Oggi la formazione professionale rappresenta un problema invece che una risorsa per l’economia siciliana. Un vero e proprio sacrilegio per una terra che ha grande fame di impresa e lavoro. Qualsiasi scelta politica assumerà, il nuovo governo regionale dovrà fare i conti con il destino degli 8.500 lavoratori del settore e con i mali atavici che l’hanno portato a prendere le sembianze di un mostro famelico in grado di divorare centinaia di milioni di euro.
Da anni, il comparto si trova in una situazione di stallo dalla quale non riesce ad uscire. Dopo il periodo delle vacche grasse nel quale la politica ha utilizzato gli enti per alimentare assistenzialismo e consenso elettorale, il governo precedente aveva tentato di mettere un argine a questa deriva micidiale senza tuttavia trovare una soluzione definitiva.
Il fatidico Avviso 8, pubblicato nel giugno del 2016, che avrebbe dovuto finanziare l’offerta formativa del nuovo triennio, stenta ancora a partire a causa delle vicissitudini giudiziarie seguite al ricorso degli enti esclusi dalla graduatoria.
L’ultimo bando regionale per il finanziamento delle attività risale all’Avviso 20 del 2010, mentre qualche ente continua ancora a lavorare grazie all’IeFP, ovvero i percorsi frequentati dagli studenti medi superiori che vogliono concludere gli ultimi due anni dell’istruzione obbligatoria frequentando un corso professionalizzante. Nel frattempo centinaia di lavoratori hanno cominciato a non prendere più lo stipendio, mentre altrettanti hanno perso il posto a causa del fallimento degli enti di appartenenza alle prese con le minori entrate o travolti dagli scandali che hanno coinvolto i loro dirigenti. Il sistema, infatti, è diventato insostenibile sia per la continua richiesta di denaro pubblico sia per i sempre più frequenti casi di malversazione sfociati in inchieste giudiziarie.
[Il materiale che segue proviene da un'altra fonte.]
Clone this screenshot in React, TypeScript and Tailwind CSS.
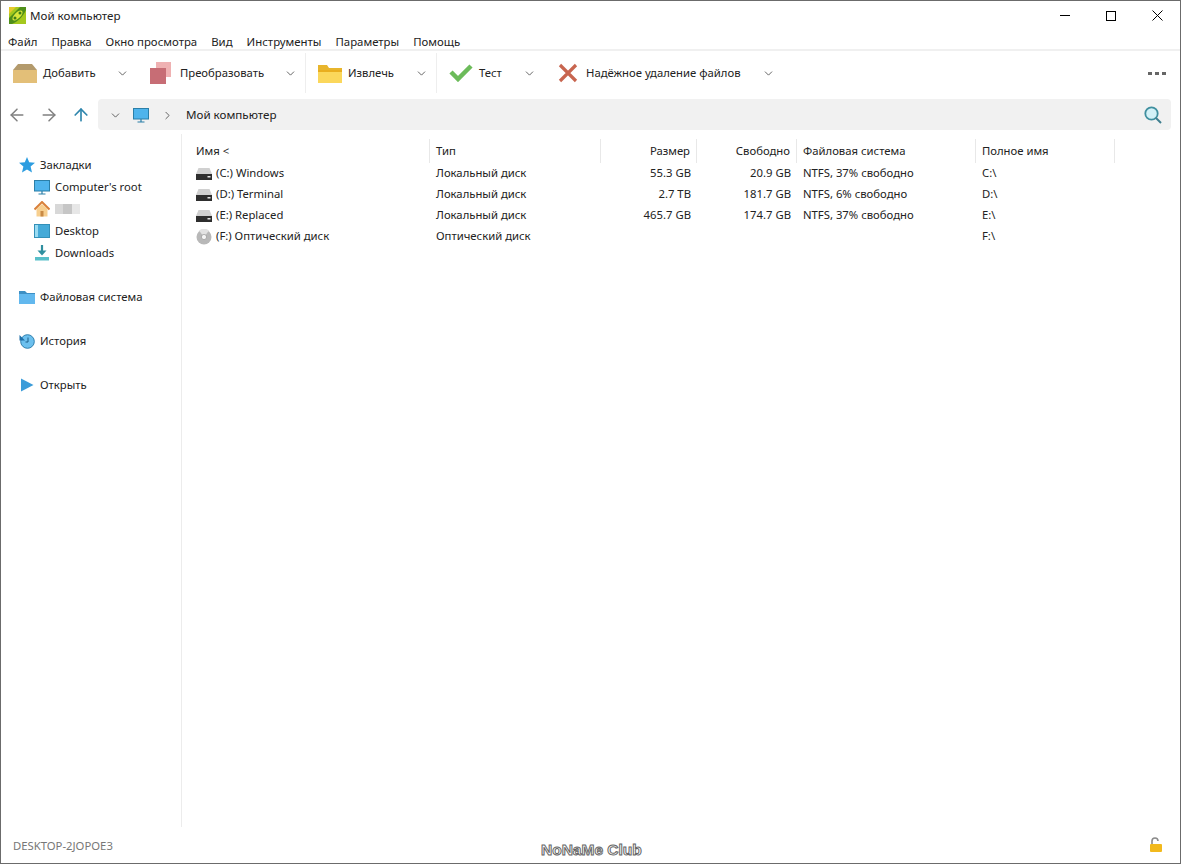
import { ArrowLeft, ArrowRight, ArrowUp, ChevronDown, ChevronRight } from "lucide-react";
import type { ReactNode } from "react";

const Pea = () => (
  <svg width="17" height="17" viewBox="0 0 17 17">
    <rect width="17" height="17" fill="#a4c81e" />
    <path d="M0 17V11L11 0h6v3C14 10 8 15 3 17z" fill="#4f8f1a" />
    <ellipse cx="8.5" cy="8.5" rx="6.5" ry="3" transform="rotate(-45 8.5 8.5)" fill="#d8e63a" />
    <circle cx="6" cy="11" r="1.5" fill="#3f7d17" />
    <circle cx="11" cy="6" r="1.5" fill="#3f7d17" />
    <path d="M0 0h7L0 7z" fill="#e6c92b" />
  </svg>
);

const BoxIcon = () => (
  <svg width="24" height="19" viewBox="0 0 24 19">
    <path d="M0 6 5 0h14l5 6z" fill="#b39a6c" />
    <rect y="6" width="24" height="13" fill="#e3bf78" />
  </svg>
);

const ConvertIcon = () => (
  <svg width="22" height="22" viewBox="0 0 22 22">
    <rect x="6" width="15" height="15" fill="#efb1b2" />
    <rect y="6" width="16" height="16" fill="#c76d75" />
  </svg>
);

const FolderIcon = () => (
  <svg width="24" height="19" viewBox="0 0 24 19">
    <path d="M0 1h9l2 3h13v3H0z" fill="#e8b52c" />
    <rect y="6" width="24" height="13" fill="#fbd75b" />
    <rect y="6" width="24" height="2" fill="#e9ae1f" />
  </svg>
);

const CheckIcon = () => (
  <svg width="24" height="18" viewBox="0 0 24 18">
    <path d="M2 8l7 7L22 2" fill="none" stroke="#6cbb5a" strokeWidth="4.5" />
  </svg>
);

const CrossIcon = () => (
  <svg width="20" height="20" viewBox="0 0 20 20">
    <path d="M2 2l16 16M18 2 2 18" fill="none" stroke="#c8654f" strokeWidth="3.2" />
  </svg>
);

const Monitor = () => (
  <svg width="16" height="16" viewBox="0 0 16 16">
    <rect x="0.5" y="1.5" width="15" height="10.5" fill="#4fb4ec" stroke="#2b7fa8" />
    <path d="M8 12v2.5M4.5 15h7" stroke="#2b7fa8" strokeWidth="1.2" />
  </svg>
);

const HomeIcon = () => (
  <svg width="16" height="16" viewBox="0 0 16 16">
    <path d="M2.5 8v7.5h11V8L8 3z" fill="#f7cf8f" />
    <path d="M0.5 8.5 8 1l7.5 7.5" fill="none" stroke="#d9803a" strokeWidth="2" />
    <rect x="6.5" y="10" width="3" height="5.5" fill="#c98a45" />
  </svg>
);

const DesktopIcon = () => (
  <svg width="16" height="14" viewBox="0 0 16 14">
    <rect x="0.5" y="0.5" width="15" height="13" fill="#45aad8" stroke="#3390b8" />
    <rect x="1" y="1" width="3" height="12" fill="#9adbf2" />
  </svg>
);

const DownloadIcon = () => (
  <svg width="16" height="16" viewBox="0 0 16 16">
    <path d="M8 0v8" stroke="#2f8f9f" strokeWidth="2.2" />
    <path d="M3.5 5.5 8 10.5l4.5-5z" fill="#2f8f9f" />
    <rect x="1" y="12" width="14" height="3.5" fill="#58bfc9" />
  </svg>
);

const StarIcon = () => (
  <svg width="16" height="16" viewBox="0 0 16 16">
    <path d="M8 0l2.2 5.3L16 5.8l-4.4 3.7L13 15.5 8 12.4l-5 3.1 1.4-6L0 5.8l5.8-.5z" fill="#2d9de0" />
  </svg>
);

const BlueFolder = () => (
  <svg width="16" height="13" viewBox="0 0 16 13">
    <path d="M0 0h6l2 2h8v2H0z" fill="#3d8fc4" />
    <rect y="3" width="16" height="10" fill="#62b8ee" />
  </svg>
);

const HistoryIcon = () => (
  <svg width="16" height="16" viewBox="0 0 16 16">
    <circle cx="8.5" cy="8.5" r="6.8" fill="#6cc0ee" stroke="#2d7fae" />
    <path d="M9 4.5V9H6.5" fill="none" stroke="#1d5f8a" />
    <path d="M0.5 2 6 7.5H0.5z" fill="#1f6fa8" />
  </svg>
);

const PlayIcon = () => (
  <svg width="16" height="16" viewBox="0 0 16 16">
    <path d="M2 1.5 14.5 8 2 14.5z" fill="#3b9cd9" />
  </svg>
);

const DriveIcon = () => (
  <svg width="16" height="12" viewBox="0 0 16 12">
    <path d="M2.5 0h11L16 6H0z" fill="#d0d0d0" />
    <rect y="6" width="16" height="6" fill="#2e2e2e" />
    <rect x="11.5" y="8" width="3" height="1.5" fill="#e5e5e5" />
  </svg>
);

const DiscIcon = () => (
  <svg width="16" height="16" viewBox="0 0 16 16">
    <circle cx="8" cy="8" r="7.5" fill="#b8b8b8" />
    <path d="M8 8 3 1.5A8 8 0 0 1 13 1.5z" fill="#e2e2e2" />
    <circle cx="8" cy="8" r="2.6" fill="#f5f5f5" stroke="#8a8a8a" strokeWidth="0.6" />
  </svg>
);

const LockIcon = () => (
  <svg width="14" height="15" viewBox="0 0 14 15" className="mb-[4px]">
    <path d="M3 7V4a3 3 0 0 1 6 0" fill="none" stroke="#8b8b8b" strokeWidth="1.6" />
    <rect x="1" y="7" width="12" height="8" rx="1" fill="#f2b91d" />
  </svg>
);

const SearchIcon = () => (
  <svg width="18" height="18" viewBox="0 0 18 18" className="ml-auto">
    <circle cx="7.5" cy="7.5" r="6.2" fill="#d3f1f7" stroke="#3f8f9f" strokeWidth="1.8" />
    <path d="M12 12l5 5" stroke="#3f7f8f" strokeWidth="2" />
  </svg>
);

const menu = ["Файл", "Правка", "Окно просмотра", "Вид", "Инструменты", "Параметры", "Помощь"];

const Tool = ({ icon, label, iconW, gap, textW }: { icon: ReactNode; label: string; iconW: string; gap: string; textW: string }) => (
  <div className="flex items-center">
    <div className={`flex justify-center ${iconW}`}>{icon}</div>
    <span className={`${gap} ${textW} whitespace-nowrap`}>{label}</span>
    <ChevronDown size={13} strokeWidth={1.5} className="ml-[20px] text-[#444]" />
  </div>
);

const Bookmark = ({ icon, children }: { icon: ReactNode; children: ReactNode }) => (
  <div className="flex h-[22px] items-center pl-[33px]">
    <div className="flex w-[16px] justify-center">{icon}</div>
    <div className="ml-[5px]">{children}</div>
  </div>
);

const Group = ({ icon, label }: { icon: ReactNode; label: string }) => (
  <div className="flex h-[22px] items-center pl-[18px]">
    <div className="flex w-[16px] justify-center">{icon}</div>
    <span className="ml-[5px]">{label}</span>
  </div>
);

const rows = [
  { icon: <DriveIcon />, name: "(C:) Windows", type: "Локальный диск", size: "55.3 GB", free: "20.9 GB", fs: "NTFS, 37% свободно", full: "C:\\" },
  { icon: <DriveIcon />, name: "(D:) Terminal", type: "Локальный диск", size: "2.7 TB", free: "181.7 GB", fs: "NTFS, 6% свободно", full: "D:\\" },
  { icon: <DriveIcon />, name: "(E:) Replaced", type: "Локальный диск", size: "465.7 GB", free: "174.7 GB", fs: "NTFS, 37% свободно", full: "E:\\" },
  { icon: <DiscIcon />, name: "(F:) Оптический диск", type: "Оптический диск", size: "", free: "", fs: "", full: "F:\\" },
];

const headCell = "flex h-[24px] items-center border-r border-[#e8e8e8] px-[6px]";

export default function App() {
  return (
    <div className="relative flex h-[864px] w-[1181px] flex-col overflow-hidden border border-[#6b6b6b] bg-white text-[11.3px] text-[#222] [font-family:'Noto_Sans',sans-serif]">
      {/* title bar */}
      <div className="flex h-[29px] shrink-0 items-center pl-[8px] text-[11.6px]">
        <Pea />
        <span className="ml-[4px]">Мой компьютер</span>
        <div className="ml-auto flex h-full items-center">
          <div className="flex w-[46px] justify-center">
            <div className="h-[1px] w-[10px] bg-black" />
          </div>
          <div className="flex w-[46px] justify-center">
            <div className="h-[10px] w-[10px] border border-black" />
          </div>
          <div className="flex w-[46px] justify-center">
            <svg width="11" height="11" viewBox="0 0 11 11">
              <path d="M.5.5l10 10M10.5.5l-10 10" stroke="#000" />
            </svg>
          </div>
        </div>
      </div>

      {/* menu */}
      <div className="flex h-[21px] shrink-0 items-center gap-[14px] border-b-2 border-[#f0f0f0] pl-[7px] pt-[5px] text-[11.4px]">
        {menu.map((m) => (
          <span key={m}>{m}</span>
        ))}
      </div>

      {/* toolbar */}
      <div className="flex h-[44px] shrink-0 items-center pl-[11px] pr-[14px]">
        <Tool icon={<BoxIcon />} label="Добавить" iconW="w-[26px]" gap="ml-[5px]" textW="w-[53px]" />
        <div className="w-[21px]" />
        <Tool icon={<ConvertIcon />} label="Преобразовать" iconW="w-[22px]" gap="ml-[8px]" textW="w-[84px]" />
        <div className="ml-[8px] h-[40px] w-px bg-[#eeeeee]" />
        <div className="w-[11px]" />
        <Tool icon={<FolderIcon />} label="Извлечь" iconW="w-[26px]" gap="ml-[5px]" textW="w-[47px]" />
        <div className="ml-[8px] h-[40px] w-px bg-[#eeeeee]" />
        <div className="w-[11px]" />
        <Tool icon={<CheckIcon />} label="Тест" iconW="w-[26px]" gap="ml-[5px]" textW="w-[24px]" />
        <div className="w-[21px]" />
        <Tool icon={<CrossIcon />} label="Надёжное удаление файлов" iconW="w-[22px]" gap="ml-[7px]" textW="w-[156px]" />
        <div className="ml-auto flex gap-[3px]">
          <div className="h-[3px] w-[4px] bg-[#666]" />
          <div className="h-[3px] w-[4px] bg-[#666]" />
          <div className="h-[3px] w-[4px] bg-[#666]" />
        </div>
      </div>

      {/* address bar */}
      <div className="mt-[4px] flex h-[31px] shrink-0 items-center pl-[6px] pr-[9px] text-[11.6px]">
        <ArrowLeft size={20} strokeWidth={1.8} className="text-[#808080]" />
        <ArrowRight size={20} strokeWidth={1.8} className="ml-[12px] text-[#808080]" />
        <ArrowUp size={20} strokeWidth={2} className="ml-[12px] text-[#2f86ad]" />
        <div className="ml-[7px] flex h-full flex-1 items-center rounded-[4px] bg-[#f1f1f1] pl-[11px] pr-[9px] pt-[1px]">
          <ChevronDown size={13} strokeWidth={1.5} className="text-[#444]" />
          <div className="ml-[11px]">
            <Monitor />
          </div>
          <ChevronRight size={13} strokeWidth={1.5} className="ml-[12px] text-[#444]" />
          <span className="ml-[12px]">Мой компьютер</span>
          <SearchIcon />
        </div>
      </div>

      <div className="flex min-h-0 flex-1 pt-[4px]">
        {/* sidebar */}
        <div className="flex h-[693px] w-[181px] shrink-0 flex-col border-r border-[#ececec] pt-[20px]">
          <Group icon={<StarIcon />} label="Закладки" />
          <Bookmark icon={<Monitor />}>Computer's root</Bookmark>
          <Bookmark icon={<HomeIcon />}>
            <div className="flex h-[10px] w-[25px] opacity-80 blur-[0.5px]">
              <div className="flex-1 bg-[#cfcfcf]" />
              <div className="flex-1 bg-[#b8b8b8]" />
              <div className="flex-1 bg-[#e2e2e2]" />
            </div>
          </Bookmark>
          <Bookmark icon={<DesktopIcon />}>Desktop</Bookmark>
          <Bookmark icon={<DownloadIcon />}>Downloads</Bookmark>
          <div className="h-[22px]" />
          <Group icon={<BlueFolder />} label="Файловая система" />
          <div className="h-[22px]" />
          <Group icon={<HistoryIcon />} label="История" />
          <div className="h-[22px]" />
          <Group icon={<PlayIcon />} label="Открыть" />
        </div>

        {/* file list */}
        <div className="grid h-fit grid-cols-[240px_171px_96px_100px_179px_139px] pl-[8px] pt-[5px]">
          <div className={headCell}>Имя &lt;</div>
          <div className={headCell}>Тип</div>
          <div className={`${headCell} justify-end`}>Размер</div>
          <div className={`${headCell} justify-end`}>Свободно</div>
          <div className={headCell}>Файловая система</div>
          <div className={headCell}>Полное имя</div>
          {rows.map((r) => (
            <div key={r.full} className="col-span-6 grid h-[21px] grid-cols-subgrid items-center">
              <div className="flex items-center px-[6px]">
                <div className="flex w-[16px] justify-center">{r.icon}</div>
                <span className="ml-[4px]">{r.name}</span>
              </div>
              <div className="px-[6px]">{r.type}</div>
              <div className="px-[6px] text-right">{r.size}</div>
              <div className="px-[6px] text-right">{r.free}</div>
              <div className="px-[6px]">{r.fs}</div>
              <div className="px-[6px]">{r.full}</div>
            </div>
          ))}
        </div>
      </div>

      {/* status */}
      <div className="flex h-[33px] shrink-0 items-center justify-between pl-[12px] pr-[17px] text-[#777]">
        <span>DESKTOP-2JOPOE3</span>
        <LockIcon />
      </div>

      <div className="absolute bottom-[4px] left-[540px] text-[15.5px] leading-[18px] font-bold text-white [-webkit-text-stroke:1px_#666] [font-family:'Liberation_Sans',sans-serif]">
        NoNaMe Club
      </div>
    </div>
  );
}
Emblematiche a questo proposito sono le vicende del Cefop, da un lato, e dell’Anfe, dall’altro. Il primo per l’elevato numero di assunzioni fatte in corrispondenza dei periodi elettorali, che lo ha portato ad avere 1.200 dipendenti. Un numero di stipendi difficile da garantire per un ente che vive di finanziamenti pubblici. Il secondo per la distrazione da parte del suo amministratore dei fondi destinati al funzionamento dell’ente a fini personali, per l’acquisto di beni come un’auto di grossa cilindrata, gioielli e orologi di lusso. Al di là delle convenienze politiche di piccolo cabotaggio che hanno guidato il settore è evidente che il sistema dei controlli non ha funzionato.
L’unica soluzione possibile per rilanciare la formazione professionale nell’Isola, con i suoi 8.500 lavoratori, è quella di farla funzionare mettendo come unico criterio guida l’incontro tra la domanda e l’offerta di lavoro. Per farlo però bisogna curare una volta per tutti i mali che da circa 20 anni l’hanno condannata a diventare un modello straordinario di spreco e clientelismo. Al presidente della Regione Siciliana, Nello Musumeci, e al suo assessore al ramo, Roberto Lagalla, l’ardua sentenza.